▽

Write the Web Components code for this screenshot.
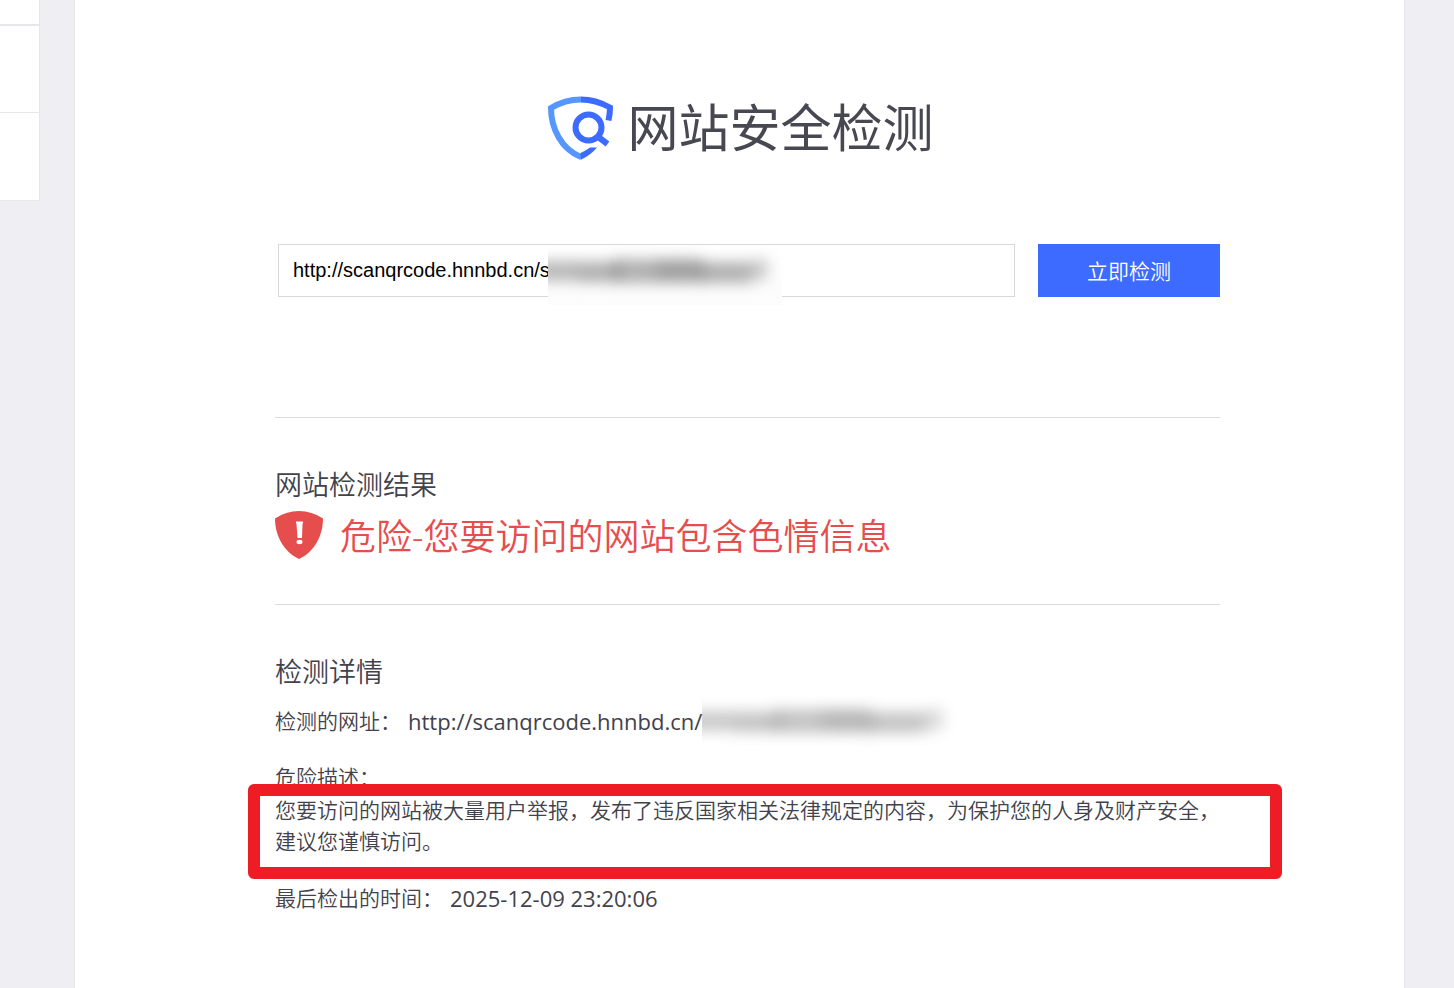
<!DOCTYPE html>
<html lang="zh-CN">
<head>
<meta charset="utf-8">
<title>网站安全检测</title>
<style>
html,body{margin:0;min-height:100%}
body{background:#efeef3;color:#42424c;font:350 21px/31px "Open Sans","Noto Sans CJK SC",sans-serif}
</style>
</head>
<body>
<safety-page></safety-page>
<script>
const define=(name,html)=>customElements.define(name,class extends HTMLElement{
  constructor(){super();this.attachShadow({mode:'open'}).innerHTML=html;}
});

define('side-cards',`
<style>
:host{display:block}
div{box-sizing:border-box;height:88px;background:#fff;border:solid #e6e6eb;border-width:0 1px 1px 0}
.cut{height:26px;border-bottom-width:2px}
.first{height:87px}
</style>
<div class="cut"></div><div class="first"></div><div></div>`);

define('brand-title',`
<style>
:host{display:flex;justify-content:center;align-items:center;gap:14px;height:76px}
svg{width:66px;height:66px;flex:none}
h1{margin:0;font-size:51px;line-height:70px;height:76px;font-weight:400;color:#484852;font-family:"Noto Sans CJK SC",sans-serif}
</style>
<svg viewBox="-1 0 66 66" fill="none" aria-hidden="true">
<path d="M33 4.500C22 4.500 12 7.500 3 13C3 33 13 54 33 62" stroke="#5596ff" stroke-width="6"/>
<path d="M33 4.500C44 4.500 53 7.500 62 12.500Q62 18 60.500 25.500" stroke="#3d6bff" stroke-width="6"/>
<path d="M32.500 65V58Q37 56 42 52.500H49Q43 60 32.500 65Z" fill="#3d6bff"/>
<circle cx="40.500" cy="32.500" r="13" stroke="#3d6bff" stroke-width="6"/>
<path d="M49 41L59.500 49" stroke="#3d6bff" stroke-width="6"/>
</svg>
<h1><slot></slot></h1>`);

define('redacted-smudge',`
<style>
:host{display:block;overflow:hidden;background:linear-gradient(#fff,#fcfcfc)}
svg{display:block;width:100%;height:100%}
</style>
<svg viewBox="0 0 234 60" preserveAspectRatio="none" aria-hidden="true">
<defs><filter id="soft" filterUnits="userSpaceOnUse" x="-40" y="-20" width="320" height="100" color-interpolation-filters="sRGB"><feGaussianBlur stdDeviation="7"/></filter></defs>
<g filter="url(#soft)" fill="#666">
<rect x="-12" y="16" width="84" height="20" opacity=".46"/>
<rect x="30" y="24" width="36" height="15" opacity=".15"/>
<rect x="66" y="14" width="90" height="24" opacity=".5"/>
<rect x="108" y="14" width="42" height="21" opacity=".22"/>
<rect x="152" y="17" width="52" height="21" opacity=".5"/>
<rect x="204" y="14" width="16" height="21" opacity=".32"/>
</g></svg>`);

define('url-form',`
<style>
:host{display:block}
form{display:flex;gap:23px;margin:0 0 0 3px}
label{position:relative;flex:1;min-width:0;display:flex}
input{box-sizing:border-box;width:100%;height:53px;border:1px solid #d9d9dd;border-radius:0;padding:0 14px;background:#fff;color:#000;font:400 20px "Liberation Sans",Arial,sans-serif;outline:0}
redacted-smudge{position:absolute;left:270px;top:1px;width:234px;height:60px}
button{flex:none;width:182px;height:53px;border:0;padding:2px 0 0;background:#3d6bff;color:#fff;font:inherit;cursor:pointer}
</style>
<form onsubmit="return false">
<label><input type="text" aria-label="网址" value="http://scanqrcode.hnnbd.cn/s"><redacted-smudge></redacted-smudge></label>
<button type="submit">立即检测</button>
</form>`);

define('report-section',`
<style>
:host{display:block;border-top:1px solid #dcdcdf;padding-top:46px}
h2{margin:0;font-size:27px;line-height:42px;font-weight:inherit}
</style>
<h2><slot name="title"></slot></h2><slot></slot>`);

define('danger-verdict',`
<style>
:host{display:flex;align-items:center;gap:17px;height:58px;padding-bottom:2px;color:#e64d4d}
svg{width:48px;height:48px;flex:none}
p{margin:0;font-size:36px;line-height:60px;padding-top:4px}
</style>
<svg viewBox="0 0 48 48" aria-hidden="true">
<path d="M0 7.500Q11 0 24 0T48 7.500C48 25 39 41 24 48C9 41 0 25 0 7.500Z" fill="#e64d4d"/>
<path d="M21 10.500H28V12L27.500 13L27 27H22.500L21.500 13L21 12Z" fill="#fff"/><ellipse cx="24.500" cy="31" rx="3" ry="2.200" fill="#fff"/>
</svg>
<p><slot></slot></p>`);

define('detail-row',`
<style>
:host{display:flex;gap:7px;line-height:31px}
span{flex:none}
.value{display:flex;font-size:22px;font-weight:400}
</style>
<span><slot name="label"></slot></span><span class="value"><slot></slot></span>`);

define('danger-note',`
<style>
:host{display:block;position:relative}
p{margin:0}
.text{margin-top:2px}
.mark{position:absolute;box-sizing:border-box;left:-27px;right:-62px;top:22px;height:95px;border:12px solid #ee1c25;border-radius:6px;pointer-events:none}
</style>
<p><slot name="label"></slot></p><p class="text"><slot></slot></p><div class="mark"></div>`);

define('safety-page',`
<style>
:host{display:grid;grid-template-columns:40px minmax(0,1fr);column-gap:34px;padding-right:49px;min-height:100vh}
main{background:#fff;border:solid #e6e6eb;border-width:0 1px;padding:90px 184px 72px 200px}
brand-title{margin-left:-14px}
url-form{margin:78px 0 120px}
.result{margin-bottom:38px}
.url{margin:13px 0 25px}
.time{margin:26px 0 0}
detail-row redacted-smudge{width:256px;height:60px;margin:-11px 0 -18px;background:none;opacity:.75}
</style>
<side-cards></side-cards>
<main>
<brand-title>网站安全检测</brand-title>
<url-form></url-form>
<report-section class="result"><span slot="title">网站检测结果</span>
<danger-verdict>危险-您要访问的网站包含色情信息</danger-verdict></report-section>
<report-section><span slot="title">检测详情</span>
<detail-row class="url"><span slot="label">检测的网址：</span><span>http://scanqrcode.hnnbd.cn/</span><redacted-smudge></redacted-smudge></detail-row>
<danger-note><span slot="label">危险描述：</span>您要访问的网站被大量用户举报，发布了违反国家相关法律规定的内容，为保护您的人身及财产安全，建议您谨慎访问。</danger-note>
<detail-row class="time"><span slot="label">最后检出的时间：</span>2025-12-09 23:20:06</detail-row>
</report-section>
</main>`);
</script>
</body>
</html>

△

Exercise requirements: The data above needs to be retyped exactly, with the images left out.

Written reply:
Write the Web Components code for this screenshot.
<!DOCTYPE html>
<html lang="zh-CN">
<head>
<meta charset="utf-8">
<title>网站安全检测</title>
<style>
html,body{margin:0;min-height:100%}
body{background:#efeef3;color:#42424c;font:350 21px/31px "Open Sans","Noto Sans CJK SC",sans-serif}
</style>
</head>
<body>
<safety-page></safety-page>
<script>
const define=(name,html)=>customElements.define(name,class extends HTMLElement{
  constructor(){super();this.attachShadow({mode:'open'}).innerHTML=html;}
});

define('side-cards',`
<style>
:host{display:block}
div{box-sizing:border-box;height:88px;background:#fff;border:solid #e6e6eb;border-width:0 1px 1px 0}
.cut{height:26px;border-bottom-width:2px}
.first{height:87px}
</style>
<div class="cut"></div><div class="first"></div><div></div>`);

define('brand-title',`
<style>
:host{display:flex;justify-content:center;align-items:center;gap:14px;height:76px}
svg{width:66px;height:66px;flex:none}
h1{margin:0;font-size:51px;line-height:70px;height:76px;font-weight:400;color:#484852;font-family:"Noto Sans CJK SC",sans-serif}
</style>
<svg viewBox="-1 0 66 66" fill="none" aria-hidden="true">
<path d="M33 4.500C22 4.500 12 7.500 3 13C3 33 13 54 33 62" stroke="#5596ff" stroke-width="6"/>
<path d="M33 4.500C44 4.500 53 7.500 62 12.500Q62 18 60.500 25.500" stroke="#3d6bff" stroke-width="6"/>
<path d="M32.500 65V58Q37 56 42 52.500H49Q43 60 32.500 65Z" fill="#3d6bff"/>
<circle cx="40.500" cy="32.500" r="13" stroke="#3d6bff" stroke-width="6"/>
<path d="M49 41L59.500 49" stroke="#3d6bff" stroke-width="6"/>
</svg>
<h1><slot></slot></h1>`);

define('redacted-smudge',`
<style>
:host{display:block;overflow:hidden;background:linear-gradient(#fff,#fcfcfc)}
svg{display:block;width:100%;height:100%}
</style>
<svg viewBox="0 0 234 60" preserveAspectRatio="none" aria-hidden="true">
<defs><filter id="soft" filterUnits="userSpaceOnUse" x="-40" y="-20" width="320" height="100" color-interpolation-filters="sRGB"><feGaussianBlur stdDeviation="7"/></filter></defs>
<g filter="url(#soft)" fill="#666">
<rect x="-12" y="16" width="84" height="20" opacity=".46"/>
<rect x="30" y="24" width="36" height="15" opacity=".15"/>
<rect x="66" y="14" width="90" height="24" opacity=".5"/>
<rect x="108" y="14" width="42" height="21" opacity=".22"/>
<rect x="152" y="17" width="52" height="21" opacity=".5"/>
<rect x="204" y="14" width="16" height="21" opacity=".32"/>
</g></svg>`);

define('url-form',`
<style>
:host{display:block}
form{display:flex;gap:23px;margin:0 0 0 3px}
label{position:relative;flex:1;min-width:0;display:flex}
input{box-sizing:border-box;width:100%;height:53px;border:1px solid #d9d9dd;border-radius:0;padding:0 14px;background:#fff;color:#000;font:400 20px "Liberation Sans",Arial,sans-serif;outline:0}
redacted-smudge{position:absolute;left:270px;top:1px;width:234px;height:60px}
button{flex:none;width:182px;height:53px;border:0;padding:2px 0 0;background:#3d6bff;color:#fff;font:inherit;cursor:pointer}
</style>
<form onsubmit="return false">
<label><input type="text" aria-label="网址" value="http://scanqrcode.hnnbd.cn/s"><redacted-smudge></redacted-smudge></label>
<button type="submit">立即检测</button>
</form>`);

define('report-section',`
<style>
:host{display:block;border-top:1px solid #dcdcdf;padding-top:46px}
h2{margin:0;font-size:27px;line-height:42px;font-weight:inherit}
</style>
<h2><slot name="title"></slot></h2><slot></slot>`);

define('danger-verdict',`
<style>
:host{display:flex;align-items:center;gap:17px;height:58px;padding-bottom:2px;color:#e64d4d}
svg{width:48px;height:48px;flex:none}
p{margin:0;font-size:36px;line-height:60px;padding-top:4px}
</style>
<svg viewBox="0 0 48 48" aria-hidden="true">
<path d="M0 7.500Q11 0 24 0T48 7.500C48 25 39 41 24 48C9 41 0 25 0 7.500Z" fill="#e64d4d"/>
<path d="M21 10.500H28V12L27.500 13L27 27H22.500L21.500 13L21 12Z" fill="#fff"/><ellipse cx="24.500" cy="31" rx="3" ry="2.200" fill="#fff"/>
</svg>
<p><slot></slot></p>`);

define('detail-row',`
<style>
:host{display:flex;gap:7px;line-height:31px}
span{flex:none}
.value{display:flex;font-size:22px;font-weight:400}
</style>
<span><slot name="label"></slot></span><span class="value"><slot></slot></span>`);

define('danger-note',`
<style>
:host{display:block;position:relative}
p{margin:0}
.text{margin-top:2px}
.mark{position:absolute;box-sizing:border-box;left:-27px;right:-62px;top:22px;height:95px;border:12px solid #ee1c25;border-radius:6px;pointer-events:none}
</style>
<p><slot name="label"></slot></p><p class="text"><slot></slot></p><div class="mark"></div>`);

define('safety-page',`
<style>
:host{display:grid;grid-template-columns:40px minmax(0,1fr);column-gap:34px;padding-right:49px;min-height:100vh}
main{background:#fff;border:solid #e6e6eb;border-width:0 1px;padding:90px 184px 72px 200px}
brand-title{margin-left:-14px}
url-form{margin:78px 0 120px}
.result{margin-bottom:38px}
.url{margin:13px 0 25px}
.time{margin:26px 0 0}
detail-row redacted-smudge{width:256px;height:60px;margin:-11px 0 -18px;background:none;opacity:.75}
</style>
<side-cards></side-cards>
<main>
<brand-title>网站安全检测</brand-title>
<url-form></url-form>
<report-section class="result"><span slot="title">网站检测结果</span>
<danger-verdict>危险-您要访问的网站包含色情信息</danger-verdict></report-section>
<report-section><span slot="title">检测详情</span>
<detail-row class="url"><span slot="label">检测的网址：</span><span>http://scanqrcode.hnnbd.cn/</span><redacted-smudge></redacted-smudge></detail-row>
<danger-note><span slot="label">危险描述：</span>您要访问的网站被大量用户举报，发布了违反国家相关法律规定的内容，为保护您的人身及财产安全，建议您谨慎访问。</danger-note>
<detail-row class="time"><span slot="label">最后检出的时间：</span>2025-12-09 23:20:06</detail-row>
</report-section>
</main>`);
</script>
</body>
</html>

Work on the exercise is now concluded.